La protesta degli ultras bianconeri odierna è peró solo la punta di un iceberg profondissimo, che nasconde un rapporto tra società e tifo organizzato storicamente ambiguo e ai confini della legalità, confini spesso dichiaratamente scavalcati. Il proverbiale sradicamento territoriale del tifoso bianconero ha contribuito a creare nel corso dei decenni una pluralità di gruppi organizzati slegati tra loro e dipanati lungo tutta la Penisola che hanno più spesso dato vita a lotte fratricide che ad accordi amichevoli. Il dominio della Curva juventina è uno dei temi più spinosi in materia ultras e sono stati molti nel corso dei decenni i gruppi che hanno provato ad imporre (non esattamente con l’uso della dialettica) una politica comune, con un più o meno silenzioso controllo esterno della società. Le ormai risapute infiltrazioni mafiose in Curva Sud emerse giudizialmente nel 2015 sono state probabilmente il deterrente che ha reso definitivamente ingestibile la faccenda e che ha determinato quello che pare il tuono della società con una drastica modificazione delle politiche di vendita del biglietto, delle modalità di vendita di merchandising non ufficiale fuori lo stadio e dunque nei rapporti complessivi tra cda e curva. Ma è necessario andare con ordine e partire dal principio, dal big bang.
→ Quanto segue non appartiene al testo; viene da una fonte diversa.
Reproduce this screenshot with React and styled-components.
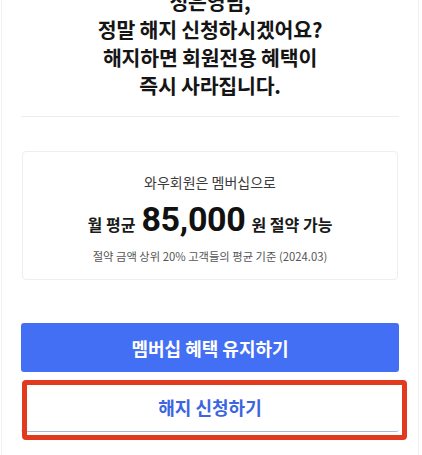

La Juventus è entrata nell’orbita della famiglia Agnelli nel 1923. Prima di allora la Juve rappresentava la borghesia medio industriale torinese, mentre il Torino era la squadra del proletariato, dei contadini delle langhe piemontesi. I maligni sostengono che l’acquisto della Juventus da parte di Edoardo Agnelli possa essere considerato da un certo punto di vista come il più classico dei regali al popolino. Negli anni 20 decine di migliaia di ragazzi siciliani, calabresi, pugliesi e via dicendo lasciavano la campagna madre per trovare fortuna nel ruggente Nord. La Fiat era per molti di essi l’approdo più naturale. Sradicati dalle proprie abitudini, emarginati dalla società, spesso rinchiusi come topi, per tanti giovani uomini il passaggio da Sud e Nord è un duro trauma. Agnelli acquistando la Juventus e pubblicizzandola nelle proprie fabbriche aveva trovato un buon espediente per dare un po’ di vigore domenicale a tutta quella forza lavoro sudista prossima alla depressione. Nasce così già negli anni 20 una componente essenziale del tifo juventino. L’anticampanilismo: ben prima dell’ avvento multiculturalismo e della globalizzazione, la Juventus aveva già abbattuto in Italia il dogma secondo cui bisogna tifare per la squadra della città in cui si è nati. Questa caratteristica rimarrà nei decenni ed ancora oggi è simboleggiata dal fatto che in 13 regioni su 20, la Vecchia Signora è la squadra più tifata, con una fortissima componente di tifo proprio al Sud. Molti politologi della metà del secolo scorso, quando il calcio grazie all’esplosione dei media era diventato un fenomeno apparentemente incontrollabile, lo sostenevano tra il serio e il faceto. “Se la Juventus si presentasse alle elezioni, le vincerebbe”. La tifoseria crebbe a dismisura, toccando una quantità tale di soggetti per tutta Italia da rendere impossibile una vera e propria catalogazione che sia politica, geografica o sociale del tifoso juventino che divenne così apolide e sfuggente, in grado di poter rappresentare tutte le caratteristiche umane, tutti i vizi e tutte le virtù, dal fabbro all’industriale.

Quale è la prima squadra a cui pensano gli italiani?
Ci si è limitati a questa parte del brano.